To be done: Please, without the pictures, retype exactly the lines from the start of the material through the line that holds "flex flex-col overflow-hidden".

Recorded data:
◆ ◆ ◆ ◆ ◆

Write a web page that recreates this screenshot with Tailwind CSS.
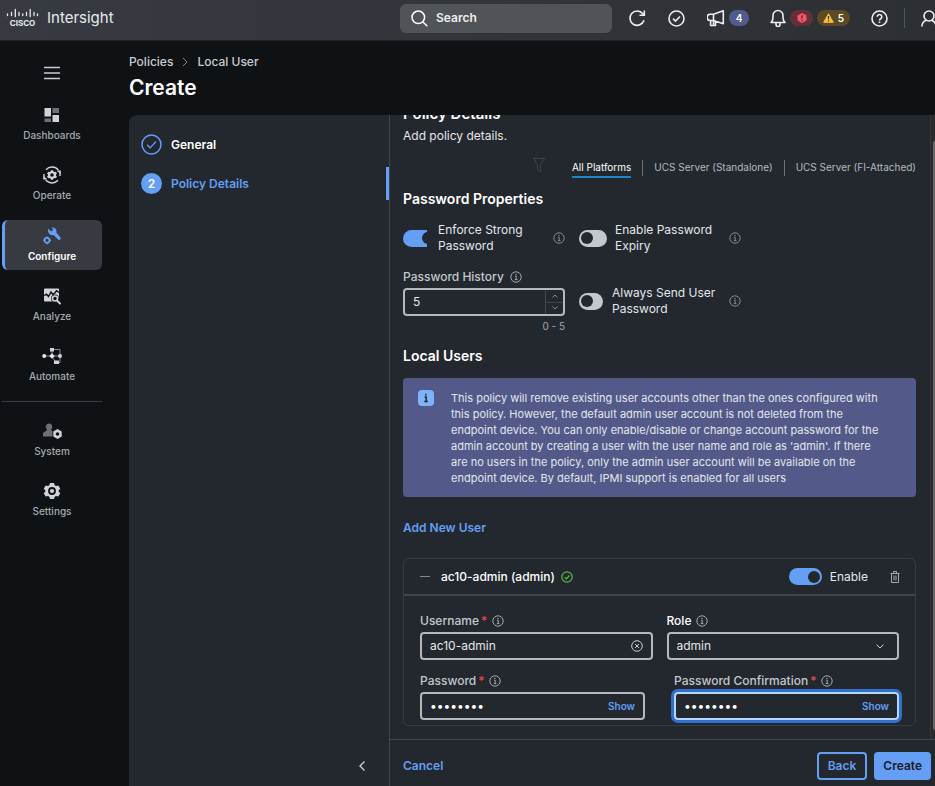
<!DOCTYPE html>
<html lang="en">

<head>
    <meta charset="UTF-8">
    <meta name="viewport" content="width=device-width, initial-scale=1.0">
    <title>Intersight - Create Policy</title>
    <script src="https://cdn.jsdelivr.net/npm/@tailwindcss/browser@4"></script>
</head>

<body class="h-screen flex flex-col overflow-hidden bg-[#0f1214] text-[#e3e6ea] text-[12px] font-['Inter',sans-serif]">

    <!-- Shared icons -->
    <svg class="hidden" aria-hidden="true">
        <symbol id="info" viewBox="0 0 12 12">
            <circle cx="6" cy="6" r="5.2" fill="none" stroke="currentColor" stroke-width="1" />
            <path d="M5 5.2h1.2v3.3M4.8 8.6h2.6" fill="none" stroke="currentColor" stroke-width="1" />
            <circle cx="6" cy="3.4" r=".7" fill="currentColor" />
        </symbol>
    </svg>

    <!-- Top bar -->
    <header class="h-[41px] shrink-0 flex items-start bg-linear-to-r from-[#373b41] to-[#2c3035] border-b border-[#1d2024] overflow-hidden">
        <a href="#" class="flex items-center gap-2 h-9 pl-[6px]">
            <svg class="w-[33px] h-[20px]" viewBox="0 0 33 20" role="img" aria-label="Cisco">
                <path d="M1.5 6v1.5M5.5 4.5v3M9.3 1.5v7M13 4.5v3M16.8 6v1.5M20.5 4.5v3M24.2 1.5v7M28 4.5v3M31.5 6v1.5" fill="none" stroke="#e8eaed" stroke-width="1.3" stroke-linecap="round" />
                <text x="16.5" y="18" text-anchor="middle" font-size="8" font-weight="700" fill="#e8eaed">CISCO</text>
            </svg>
            <span class="text-[15px] text-[#e8eaed]">Intersight</span>
        </a>
        <div class="ml-auto flex items-center h-9 -mr-[2px]">
            <label class="flex items-center gap-2 w-[212px] h-[29px] px-[11px] rounded-md bg-[#505357] text-white">
                <svg class="w-[17px] h-[17px] shrink-0" viewBox="0 0 17 17" fill="none" stroke="currentColor" stroke-width="1.5">
                    <circle cx="7.3" cy="7.3" r="6.3" />
                    <path d="M12 12l4.3 4.3" />
                </svg>
                <input type="search" placeholder="Search" aria-label="Search" class="w-full bg-transparent font-semibold placeholder:text-[#eceef0] outline-none">
            </label>
            <button class="ml-4" aria-label="Refresh">
                <svg class="w-[18px] h-[18px]" viewBox="0 0 18 18" fill="none" stroke="#eceef0" stroke-width="1.6">
                    <path d="M16 11.3A7.2 7.2 0 1 1 14.8 4.7l1 1.3" />
                    <path d="M16.3 1.5v4.8h-4.8" />
                </svg>
            </button>
            <button class="ml-[22px]" aria-label="Tasks">
                <svg class="w-[17px] h-[17px]" viewBox="0 0 17 17" fill="none" stroke="#eceef0" stroke-width="1.6">
                    <circle cx="8.5" cy="8.5" r="7.5" />
                    <path d="M5 8.7l2.5 2.4 4.5-4.6" />
                </svg>
            </button>
            <button class="ml-[22px] flex items-center gap-1" aria-label="Announcements">
                <svg class="w-[18px] h-[18px]" viewBox="0 0 18 18" fill="none" stroke="#eceef0" stroke-width="1.6" stroke-linejoin="round">
                    <path d="M6.5 5.2L16.3 1.8v13L6.5 11.5H3.3a3.1 3.1 0 0 1 0-6.3zM6.5 5.2v11.3H3.6v-5M6.5 12h2v4.5h-2" />
                </svg>
                <span class="w-5 h-4 rounded-full bg-[#535a8c] text-[10px] leading-4 text-center font-semibold text-white">4</span>
            </button>
            <button class="ml-[21px] flex items-center gap-1" aria-label="Alarms">
                <svg class="w-4 h-[18px]" viewBox="0 0 16 18" fill="none" stroke="#eceef0" stroke-width="1.6" stroke-linejoin="round">
                    <path d="M1 13.5c1.3-1.2 2-2.6 2-5V6.500a5 5 0 0 1 10 0v2c0 2.4.7 3.8 2 5zM6 14v1.5a2 2 0 0 0 4 0V14" />
                </svg>
                <span class="flex items-center justify-center w-[23px] h-4 rounded-full bg-[#633038]">
                    <svg class="w-[10px] h-[10px]" viewBox="0 0 10 10">
                        <path d="M5 0l4.5 2.5v5L5 10 .5 7.5v-5z" fill="#f2566a" />
                        <path d="M5 2.2v3.4M5 6.7v1.3" stroke="#5a1d26" stroke-width="1.2" />
                    </svg>
                </span>
                <span class="flex items-center justify-center gap-1 w-[33px] h-4 rounded-full bg-[#5b4a23] text-[10px] font-semibold text-white">
                    <svg class="w-[11px] h-[10px]" viewBox="0 0 11 10">
                        <path d="M5.5.8L10.3 9.3H.7z" fill="#f3c043" stroke="#f3c043" stroke-linejoin="round" />
                        <path d="M5.5 3v3.3M5.5 7.3v1.2" stroke="#4d3b12" stroke-width="1.2" />
                    </svg>
                    5
                </span>
            </button>
            <button class="ml-[21px]" aria-label="Help">
                <svg class="w-[17px] h-[17px]" viewBox="0 0 17 17" fill="none" stroke="#eceef0" stroke-width="1.6">
                    <circle cx="8.5" cy="8.5" r="7.5" />
                    <path d="M6.2 6.8a2.3 2.3 0 1 1 3.5 2c-.9.5-1.2.8-1.2 1.6M8.5 11.4v1.5" />
                </svg>
            </button>
            <span class="ml-4 w-px h-5 bg-[#50555b]"></span>
            <button class="ml-4" aria-label="Account">
                <svg class="w-[16px] h-[17px]" viewBox="0 0 16 17" fill="none" stroke="#eceef0" stroke-width="1.6">
                    <circle cx="8" cy="6" r="5" />
                    <path d="M.8 16.5c.3-3 2-5.3 4.5-6.2M15.2 16.5c-.3-3-2-5.3-4.5-6.2" />
                </svg>
            </button>
        </div>
    </header>

    <div class="flex flex-1 min-h-0">

        <!-- Sidebar -->
        <nav class="w-[129px] shrink-0 pl-[2px] pr-[27px] pt-[25px] text-[10px] leading-4 font-medium text-[#a4a9af]">
            <button class="block mx-auto" aria-label="Menu">
                <svg class="w-4 h-[14px]" viewBox="0 0 16 14" stroke="#c9ccd1" stroke-width="1.5">
                    <path d="M0 1.5h16M0 7h16M0 12.5h16" />
                </svg>
            </button>
            <div class="flex flex-col gap-[10px] mt-5">
                <a href="#" class="h-[50px] flex flex-col items-center gap-[3px] pt-[6px]">
                    <svg class="w-[18px] h-[18px]" viewBox="0 0 18 18">
                        <path d="M1.5 2H8v8.5H1.5zM9.5 9H16v7H9.5z" fill="#d0d3d8" />
                        <path d="M9.5 2H16v5H9.5zM1.5 12.5H8V16H1.5z" fill="#6d7176" />
                    </svg>
                    Dashboards
                </a>
                <a href="#" class="h-[50px] flex flex-col items-center gap-[3px] pt-[6px]">
                    <svg class="w-[18px] h-[18px] text-[#d0d3d8]" viewBox="0 0 18 18">
                        <path d="M3 3.7a8 8 0 0 1 12.5.6M15 14.3a8 8 0 0 1-12.5-.6M1 8v4.5M17 10V5.5" fill="none" stroke="currentColor" stroke-width="1.4" />
                        <path d="M13.8 5l3.9-.8-.2 3.6zM4.2 13l-3.9.8.2-3.6z" fill="currentColor" />
                        <path d="M8 4.3h2l.5 1.2 1 .5 1.4-.2 1 1.7-.9 1v1l.9 1-1 1.7-1.4-.2-1 .5-.5 1.2H8l-.5-1.2-1-.5-1.4.2-1-1.7.9-1v-1l-.9-1 1-1.7 1.4.2 1-.5zM9 7.200a1.8 1.8 0 1 0 0 3.6 1.8 1.8 0 0 0 0-3.6z" fill="currentColor" fill-rule="evenodd" />
                    </svg>
                    Operate
                </a>
                <a href="#" aria-current="page" class="h-[50px] flex flex-col items-center gap-[3px] pt-[7px] pr-[3px] rounded-md border-l-3 border-[#649ef5] bg-[#373b41] text-white font-semibold">
                    <svg class="w-[18px] h-[18px]" viewBox="0 0 18 18" fill="#649ef5">
                        <path d="M5.3 1.8L8.2 4.5 10.3 2.6 8.5.6c2.8-.8 5.7 1.6 4.8 5l4.2 4.8c1 1.4-.9 3.2-2.3 2.2L10.5 8C7.3 9 4 5.5 5.3 1.8z" />
                        <circle cx="4" cy="13.3" r="2.5" fill="none" stroke="#649ef5" stroke-width="1.8" />
                        <path d="M4 9.5v1M4 16v1.2M.2 13.3h1M7 13.3h1" stroke="#649ef5" stroke-width="1.4" />
                    </svg>
                    Configure
                </a>
                <a href="#" class="h-[50px] flex flex-col items-center gap-[3px] pt-[7px]">
                    <svg class="w-[18px] h-[18px]" viewBox="0 0 18 18">
                        <path d="M2 1.5h13a1 1 0 0 1 1 1v12H2a1 1 0 0 1-1-1v-11a1 1 0 0 1 1-1z" fill="#d0d3d8" />
                        <path d="M1 8.5l2.5-1.3 2 2.3 2.5-4.5 2 2.5 2-1.8 1.5-2L16 5.500" fill="none" stroke="#0f1214" stroke-width="1.4" />
                        <circle cx="12" cy="11.5" r="3.9" fill="#0f1214" />
                        <path d="M14 13l3.5 4" stroke="#0f1214" stroke-width="4" />
                        <circle cx="12" cy="11.5" r="2.5" fill="#0f1214" stroke="#d0d3d8" stroke-width="1.6" />
                        <path d="M14 13.5l3.5 3.5" stroke="#d0d3d8" stroke-width="1.9" />
                    </svg>
                    Analyze
                </a>
                <a href="#" class="h-[50px] flex flex-col items-center gap-[3px] pt-[7px]">
                    <svg class="w-5 h-[18px]" viewBox="0 0 20 18">
                        <path d="M2 9h16M10 9V2.5h8V15.5h-4.5L10 9" fill="none" stroke="#85898e" stroke-width="1" />
                        <path d="M8 1h4v3.5H8zM12 13.5h5V17h-5z" fill="#d0d3d8" />
                        <circle cx="2.2" cy="9" r="2" fill="#e6e8eb" />
                        <path d="M10 6.3L12.7 9 10 11.7 7.3 9z" fill="#e6e8eb" />
                        <circle cx="18" cy="9" r="2" fill="#d0d3d8" />
                    </svg>
                    Automate
                </a>
            </div>
            <hr class="mt-[11px] mb-[13px] border-[#3b3f44]">
            <div class="flex flex-col gap-[10px]">
                <a href="#" class="h-[50px] flex flex-col items-center gap-[3px] pt-[7px]">
                    <svg class="w-5 h-[18px]" viewBox="0 0 20 18">
                        <path d="M7 1.5a3.2 3.2 0 0 1 2.3 5.5v1.3l1.2 1v5.2H1V12c0-1.7 1.9-2.5 3.7-3.2V7A3.2 3.2 0 0 1 7 1.5z" fill="#6d7176" />
                        <path d="M15.5 7l4.2 2.5v5l-4.2 2.5-4.2-2.5v-5z" fill="#d0d3d8" />
                        <circle cx="15.5" cy="12" r="1.8" fill="#0f1214" />
                    </svg>
                    System
                </a>
                <a href="#" class="h-[50px] flex flex-col items-center gap-[3px] pt-[7px]">
                    <svg class="w-[18px] h-[18px]" viewBox="0 0 18 18">
                        <path d="M7 1h4l.7 2.2 1.3.8 2.3-.6 2 3.4L15.7 8.3v1.4l1.6 1.5-2 3.4-2.3-.6-1.3.8L11 17H7l-.7-2.2L5 14l-2.3.6-2-3.4 1.6-1.5V8.3L.7 6.8l2-3.4L5 4l1.3-.8z" fill="#d0d3d8" />
                        <circle cx="9" cy="9" r="3" fill="none" stroke="#0f1214" stroke-width="1.8" />
                    </svg>
                    Settings
                </a>
            </div>
        </nav>

        <div class="flex-1 min-w-0 flex flex-col">
            <div class="h-[74px] shrink-0 pt-[13px]">
                <div class="flex items-center gap-2 leading-4 font-medium text-[#c9ccd1]">
                    <a href="#">Policies</a>
                    <svg class="w-2 h-2" viewBox="0 0 8 8" fill="none" stroke="#85898e"><path d="M2 0l4 4-4 4" /></svg>
                    <a href="#">Local User</a>
                </div>
                <h1 class="mt-[6px] text-[21px] leading-6 font-semibold text-white">Create</h1>
            </div>

            <div class="flex-1 min-h-0 flex rounded-tl-lg bg-[#23282e]">

                <!-- Wizard steps -->
                <div class="w-[261px] shrink-0 flex flex-col border-r border-[#40454b] pt-[13px] font-semibold">
                    <a href="#" class="flex items-center gap-[9px] h-[33px] pl-3 text-white">
                        <svg class="w-[21px] h-[21px]" viewBox="0 0 21 21" fill="none" stroke="#649ef5">
                            <circle cx="10.5" cy="10.5" r="9.5" stroke-width="1.5" />
                            <path d="M6 10.8l3.2 3L15 7.5" stroke-width="1.2" />
                        </svg>
                        General
                    </a>
                    <a href="#" class="mt-[6px] flex items-center gap-[9px] h-[33px] pl-3 border-r-3 border-[#649ef5] text-[#649ef5]">
                        <span class="w-[21px] h-[21px] rounded-full bg-[#649ef5] text-center leading-[21px] text-white">2</span>
                        Policy Details
                    </a>
                    <button class="mt-auto ml-auto mr-6 mb-[15px]" aria-label="Collapse">
                        <svg class="w-[6px] h-[10px]" viewBox="0 0 6 10" fill="none" stroke="#d0d3d8" stroke-width="1.3"><path d="M5.5.5L1 5l4.5 4.5" /></svg>
                    </button>
                </div>

                <div class="flex-1 min-w-0 flex flex-col">
                    <div class="flex-1 min-h-0 flex overflow-hidden">
                        <form id="policy" class="flex-1 min-w-0 pl-[13px] pr-[14px] -mt-[11px]">
                            <h2 class="text-[15px] leading-5 font-semibold text-white">Policy Details</h2>
                            <p class="mt-[2px] leading-5">Add policy details.</p>

                            <div class="mt-3 flex items-start justify-end text-[10px] leading-[18px] text-[#b4b8be]">
                                <svg class="w-3 h-[14px] mr-[27px]" viewBox="0 0 12 14" fill="none" stroke="#40454b"><path d="M.5.5h11L7.5 6.5v7l-3-2v-5z" /></svg>
                                <button type="button" class="border-b-2 border-[#1b87c5] text-white">All Platforms</button>
                                <span class="mx-[11px] w-px h-4 mt-[2px] bg-[#6d7176]"></span>
                                <button type="button">UCS Server (Standalone)</button>
                                <span class="mx-[11px] w-px h-4 mt-[2px] bg-[#6d7176]"></span>
                                <button type="button">UCS Server (FI-Attached)</button>
                            </div>

                            <h3 class="mt-[11px] text-[14px] leading-5 font-semibold text-white">Password Properties</h3>

                            <div class="mt-[13px] grid grid-cols-[162px_162px] gap-x-[14px] leading-4">
                                <div class="flex items-center">
                                    <input id="strong" type="checkbox" role="switch" checked class="appearance-none shrink-0 w-6 h-[17px] rounded-l-full bg-[#649ef5] overflow-hidden flex items-center before:content-[''] before:shrink-0 before:w-3 before:h-3 before:rounded-full before:bg-[#23282e] before:ml-[19px]">
                                    <label for="strong" class="ml-[11px] w-[90px]">Enforce Strong Password</label>
                                    <svg class="w-3 h-3 ml-auto text-[#85898e]"><use href="#info" /></svg>
                                </div>
                                <div class="flex items-center">
                                    <input id="expiry" type="checkbox" role="switch" class="appearance-none shrink-0 w-7 h-[17px] rounded-full bg-[#c3c7cf] flex items-center before:content-[''] before:w-3 before:h-3 before:rounded-full before:bg-[#23282e] before:ml-[2px]">
                                    <label for="expiry" class="ml-2 w-[100px]">Enable Password Expiry</label>
                                    <svg class="w-3 h-3 ml-auto text-[#85898e]"><use href="#info" /></svg>
                                </div>
                                <div class="mt-[15px]">
                                    <div class="flex items-center gap-[6px] font-medium text-[#c3c7cc]">
                                        <label for="history">Password History</label>
                                        <svg class="w-3 h-3 text-[#a4a9af]"><use href="#info" /></svg>
                                    </div>
                                    <div class="mt-[3px] h-7 flex rounded border-2 border-[#b4b8be] overflow-hidden">
                                        <input id="history" type="text" inputmode="numeric" value="5" class="flex-1 min-w-0 pl-2 outline-none">
                                        <div class="w-[18px] flex flex-col border-l border-[#40454b] text-[#85898e]">
                                            <button type="button" aria-label="Increase" class="flex-1 flex items-center justify-center border-b border-[#40454b]">
                                                <svg class="w-[6px] h-1" viewBox="0 0 6 4" fill="none" stroke="currentColor"><path d="M.5 3.5L3 1l2.5 2.5" /></svg>
                                            </button>
                                            <button type="button" aria-label="Decrease" class="flex-1 flex items-center justify-center">
                                                <svg class="w-[6px] h-1" viewBox="0 0 6 4" fill="none" stroke="currentColor"><path d="M.5.5L3 3 5.5.5" /></svg>
                                            </button>
                                        </div>
                                    </div>
                                    <p class="mt-1 text-right text-[10px] leading-3 text-[#a4a9af]">0 - 5</p>
                                </div>
                                <div class="mt-[31px] h-8 flex items-center">
                                    <input id="always" type="checkbox" role="switch" class="appearance-none shrink-0 w-6 h-[17px] rounded-full bg-[#c3c7cf] flex items-center before:content-[''] before:w-3 before:h-3 before:rounded-full before:bg-[#23282e] before:ml-[2px]">
                                    <label for="always" class="ml-[9px] w-[110px]">Always Send User Password</label>
                                    <svg class="w-3 h-3 ml-auto text-[#85898e]"><use href="#info" /></svg>
                                </div>
                            </div>

                            <h3 class="mt-[14px] text-[14px] leading-5 font-semibold text-white">Local Users</h3>

                            <div class="mt-3 flex items-start gap-[17px] rounded pl-[15px] pr-[33px] pt-3 pb-[11px] bg-[#535a8a]">
                                <svg class="w-4 h-4 shrink-0" viewBox="0 0 16 16">
                                    <rect width="16" height="16" rx="4" fill="#80b1fb" />
                                    <path d="M6.5 7h1.7v4.5M6.3 11.5h3.6M7.9 3.8v1.6" fill="none" stroke="#23282e" stroke-width="1.4" />
                                </svg>
                                <p class="text-[11px] leading-4">This policy will remove existing user accounts other than the ones configured with this policy. However, the default admin user account is not deleted from the endpoint device. You can only enable/disable or change account password for the admin account by creating a user with the user name and role as 'admin'. If there are no users in the policy, only the admin user account will be available on the endpoint device. By default, IPMI support is enabled for all users</p>
                            </div>

                            <button type="button" class="mt-[21px] block leading-5 font-semibold text-[#649ef5]">Add New User</button>

                            <div class="mt-5 h-[168px] rounded-md border border-[#373c42]">
                                <div class="h-[37px] flex items-center pl-4 pr-[15px] border-b-2 border-[#40454b] font-medium">
                                    <button type="button" aria-label="Collapse user" class="w-[10px] h-px bg-[#85898e]"></button>
                                    <span class="ml-[11px] text-white">ac10-admin (admin)</span>
                                    <svg class="ml-[6px] w-3 h-3" viewBox="0 0 12 12" fill="none" stroke="#5fb843" stroke-width="1.2">
                                        <circle cx="6" cy="6" r="5.2" />
                                        <path d="M3.7 6.2l1.7 1.6 3-3.3" />
                                    </svg>
                                    <input id="enable" type="checkbox" role="switch" checked class="ml-auto appearance-none w-[33px] h-[17px] rounded-full bg-[#649ef5] flex items-center before:content-[''] before:w-3 before:h-3 before:rounded-full before:bg-[#23282e] before:ml-[19px]">
                                    <label for="enable" class="ml-2 font-normal">Enable</label>
                                    <button type="button" aria-label="Delete user" class="ml-[22px]">
                                        <svg class="w-[10px] h-3" viewBox="0 0 10 12" fill="none" stroke="#a4a9af"><path d="M.5 2.5h9M3.5 2V.5h3V2M1.5 2.5v9h7v-9M4 4.5v5M6 4.5v5" /></svg>
                                    </button>
                                </div>
                                <div class="px-4 pt-[17px] leading-4">
                                    <div class="grid grid-cols-2 gap-x-[14px]">
                                        <div>
                                            <div class="flex items-center font-medium text-[#c3c7cc]">
                                                <label for="username">Username</label>
                                                <span class="ml-[2px] text-[#e5484d]">*</span>
                                                <svg class="ml-[5px] w-3 h-3 text-[#a4a9af]"><use href="#info" /></svg>
                                            </div>
                                            <div class="mt-[3px] h-7 flex items-center rounded border-2 border-[#b4b8be] px-2">
                                                <input id="username" type="text" value="ac10-admin" class="flex-1 min-w-0 outline-none">
                                                <button type="button" aria-label="Clear">
                                                    <svg class="block w-3 h-3" viewBox="0 0 12 12" fill="none" stroke="#c9ccd1"><circle cx="6" cy="6" r="5.3" /><path d="M4 4l4 4M8 4L4 8" /></svg>
                                                </button>
                                            </div>
                                        </div>
                                        <div>
                                            <div class="flex items-center font-medium text-white">
                                                <label for="role">Role</label>
                                                <svg class="ml-[5px] w-3 h-3 text-[#a4a9af]"><use href="#info" /></svg>
                                            </div>
                                            <div class="mt-[3px] h-7 flex items-center rounded border-2 border-[#b4b8be] pl-2 pr-[13px]">
                                                <select id="role" class="flex-1 min-w-0 appearance-none outline-none">
                                                    <option>admin</option>
                                                    <option>readonly</option>
                                                    <option>user</option>
                                                </select>
                                                <svg class="w-2 h-[5px]" viewBox="0 0 8 5" fill="none" stroke="#c9ccd1"><path d="M.5.5L4 4 7.5.5" /></svg>
                                            </div>
                                        </div>
                                    </div>
                                    <div class="mt-[13px] flex justify-between">
                                        <div class="w-[225px]">
                                            <div class="flex items-center font-medium text-[#c3c7cc]">
                                                <label for="password">Password</label>
                                                <span class="ml-[2px] text-[#e5484d]">*</span>
                                                <svg class="ml-[5px] w-3 h-3 text-[#a4a9af]"><use href="#info" /></svg>
                                            </div>
                                            <div class="mt-[3px] h-7 flex items-center rounded border-2 border-[#b4b8be] px-2">
                                                <input id="password" type="password" value="password" class="flex-1 min-w-0 text-white outline-none">
                                                <button type="button" class="text-[10px] font-semibold text-[#649ef5]">Show</button>
                                            </div>
                                        </div>
                                        <div class="w-[225px]">
                                            <div class="flex items-center font-medium text-[#c3c7cc]">
                                                <label for="confirm">Password Confirmation</label>
                                                <span class="ml-[2px] text-[#e5484d]">*</span>
                                                <svg class="ml-[5px] w-3 h-3 text-[#a4a9af]"><use href="#info" /></svg>
                                            </div>
                                            <div class="mt-[3px] h-7 flex items-center rounded border-2 border-[#b5d6ff] ring-3 ring-[#2f6fd0] px-2">
                                                <input id="confirm" type="password" value="password" class="flex-1 min-w-0 text-white outline-none">
                                                <button type="button" class="text-[10px] font-semibold text-[#649ef5]">Show</button>
                                            </div>
                                        </div>
                                    </div>
                                </div>
                            </div>
                        </form>
                        <!-- Scrollbar -->
                        <div class="w-[5px] pl-[2px] pt-[26px] pb-[9px] border-l border-[#3a3837] bg-[#2a2b2c]">
                            <div class="h-full rounded-l bg-[#6a6a6a]"></div>
                        </div>
                    </div>

                    <!-- Actions -->
                    <div class="h-[47px] shrink-0 flex items-center gap-[7px] pl-[13px] pr-1 pt-[6px] border-t border-[#40454b] font-semibold text-[#649ef5]">
                        <button class="mr-auto">Cancel</button>
                        <button class="h-7 px-[9px] rounded border-2 border-[#649ef5]">Back</button>
                        <button type="submit" form="policy" class="h-7 px-[9px] rounded bg-[#649ef5] text-[#1b2026]">Create</button>
                    </div>
                </div>
            </div>
        </div>
    </div>
</body>

</html>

◆ ◆ ◆ ◆ ◆

Solution for this problem:
Write a web page that recreates this screenshot with Tailwind CSS.
<!DOCTYPE html>
<html lang="en">

<head>
    <meta charset="UTF-8">
    <meta name="viewport" content="width=device-width, initial-scale=1.0">
    <title>Intersight - Create Policy</title>
    <script src="https://cdn.jsdelivr.net/npm/@tailwindcss/browser@4"></script>
</head>

<body class="h-screen flex flex-col overflow-hidden bg-[#0f1214] text-[#e3e6ea] text-[12px] font-['Inter',sans-serif]">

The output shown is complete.